## DIRECTIVE
Copy the data exactly as it appears, and do not include any pictures.

## SUPPLIED INFORMATION
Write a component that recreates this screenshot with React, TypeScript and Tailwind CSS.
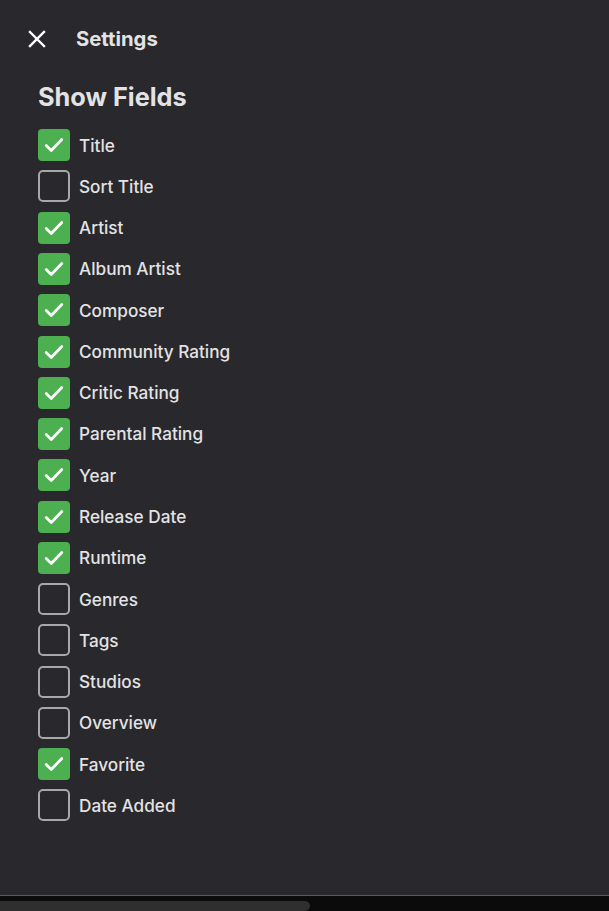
import React from "react";

const fields: [string, boolean][] = [
  ["Title", true],
  ["Sort Title", false],
  ["Artist", true],
  ["Album Artist", true],
  ["Composer", true],
  ["Community Rating", true],
  ["Critic Rating", true],
  ["Parental Rating", true],
  ["Year", true],
  ["Release Date", true],
  ["Runtime", true],
  ["Genres", false],
  ["Tags", false],
  ["Studios", false],
  ["Overview", false],
  ["Favorite", true],
  ["Date Added", false],
];

function Box({ checked }: { checked: boolean }) {
  if (checked) {
    return (
      <div className="w-[32px] h-[32px] rounded-[4px] bg-[#4caf50] flex items-center justify-center shrink-0">
        <svg width="22" height="22" viewBox="0 0 24 24" fill="none">
          <path d="M3.5 12.5l5.5 5.5L20.5 6" stroke="#fff" strokeWidth="3" strokeLinecap="round" strokeLinejoin="round" />
        </svg>
      </div>
    );
  }
  return <div className="w-[32px] h-[32px] rounded-[5px] border-2 border-[#a8a8a8] shrink-0" />;
}

export default function App() {
  return (
    <div className="w-[609px] h-[911px] bg-[#28282d] flex flex-col text-[#e3e3e3]" style={{ fontFamily: "Inter, 'Noto Sans', sans-serif" }}>
      <div className="flex-1 flex flex-col">
        <div className="h-[78px] flex items-center pl-[28px]">
          <svg width="18" height="18" viewBox="0 0 18 18" fill="none">
            <path d="M2 2l14 14M16 2L2 16" stroke="#ffffff" strokeWidth="2.4" strokeLinecap="square" />
          </svg>
          <div className="ml-[30px] text-[20.3px] font-bold leading-none">Settings</div>
        </div>
        <div className="pl-[38px]">
          <div className="text-[25.3px] font-bold leading-[32px] h-[32px] mt-[3px]">Show Fields</div>
          <div className="mt-[11.6px] flex flex-col">
            {fields.map(([name, on]) => (
              <div key={name} className="h-[41.28px] flex items-center gap-[9px]">
                <Box checked={on} />
                <span className="text-[17.2px] font-medium leading-none">{name}</span>
              </div>
            ))}
          </div>
        </div>
      </div>
      <div className="h-[1px] bg-[#5a5a5e]" />
      <div className="h-[15px] bg-[#0b0b0b] flex items-end">
        <div className="w-[310px] h-[10px] bg-[#2f2f2f] rounded-r-[5px]" />
      </div>
    </div>
  );
}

## THE ANSWER
Write a component that recreates this screenshot with React, TypeScript and Tailwind CSS.
import React from "react";

const fields: [string, boolean][] = [
  ["Title", true],
  ["Sort Title", false],
  ["Artist", true],
  ["Album Artist", true],
  ["Composer", true],
  ["Community Rating", true],
  ["Critic Rating", true],
  ["Parental Rating", true],
  ["Year", true],
  ["Release Date", true],
  ["Runtime", true],
  ["Genres", false],
  ["Tags", false],
  ["Studios", false],
  ["Overview", false],
  ["Favorite", true],
  ["Date Added", false],
];

function Box({ checked }: { checked: boolean }) {
  if (checked) {
    return (
      <div className="w-[32px] h-[32px] rounded-[4px] bg-[#4caf50] flex items-center justify-center shrink-0">
        <svg width="22" height="22" viewBox="0 0 24 24" fill="none">
          <path d="M3.5 12.5l5.5 5.5L20.5 6" stroke="#fff" strokeWidth="3" strokeLinecap="round" strokeLinejoin="round" />
        </svg>
      </div>
    );
  }
  return <div className="w-[32px] h-[32px] rounded-[5px] border-2 border-[#a8a8a8] shrink-0" />;
}

export default function App() {
  return (
    <div className="w-[609px] h-[911px] bg-[#28282d] flex flex-col text-[#e3e3e3]" style={{ fontFamily: "Inter, 'Noto Sans', sans-serif" }}>
      <div className="flex-1 flex flex-col">
        <div className="h-[78px] flex items-center pl-[28px]">
          <svg width="18" height="18" viewBox="0 0 18 18" fill="none">
            <path d="M2 2l14 14M16 2L2 16" stroke="#ffffff" strokeWidth="2.4" strokeLinecap="square" />
          </svg>
          <div className="ml-[30px] text-[20.3px] font-bold leading-none">Settings</div>
        </div>
        <div className="pl-[38px]">
          <div className="text-[25.3px] font-bold leading-[32px] h-[32px] mt-[3px]">Show Fields</div>
          <div className="mt-[11.6px] flex flex-col">
            {fields.map(([name, on]) => (
              <div key={name} className="h-[41.28px] flex items-center gap-[9px]">
                <Box checked={on} />
                <span className="text-[17.2px] font-medium leading-none">{name}</span>
              </div>
            ))}
          </div>
        </div>
      </div>
      <div className="h-[1px] bg-[#5a5a5e]" />
      <div className="h-[15px] bg-[#0b0b0b] flex items-end">
        <div className="w-[310px] h-[10px] bg-[#2f2f2f] rounded-r-[5px]" />
      </div>
    </div>
  );
}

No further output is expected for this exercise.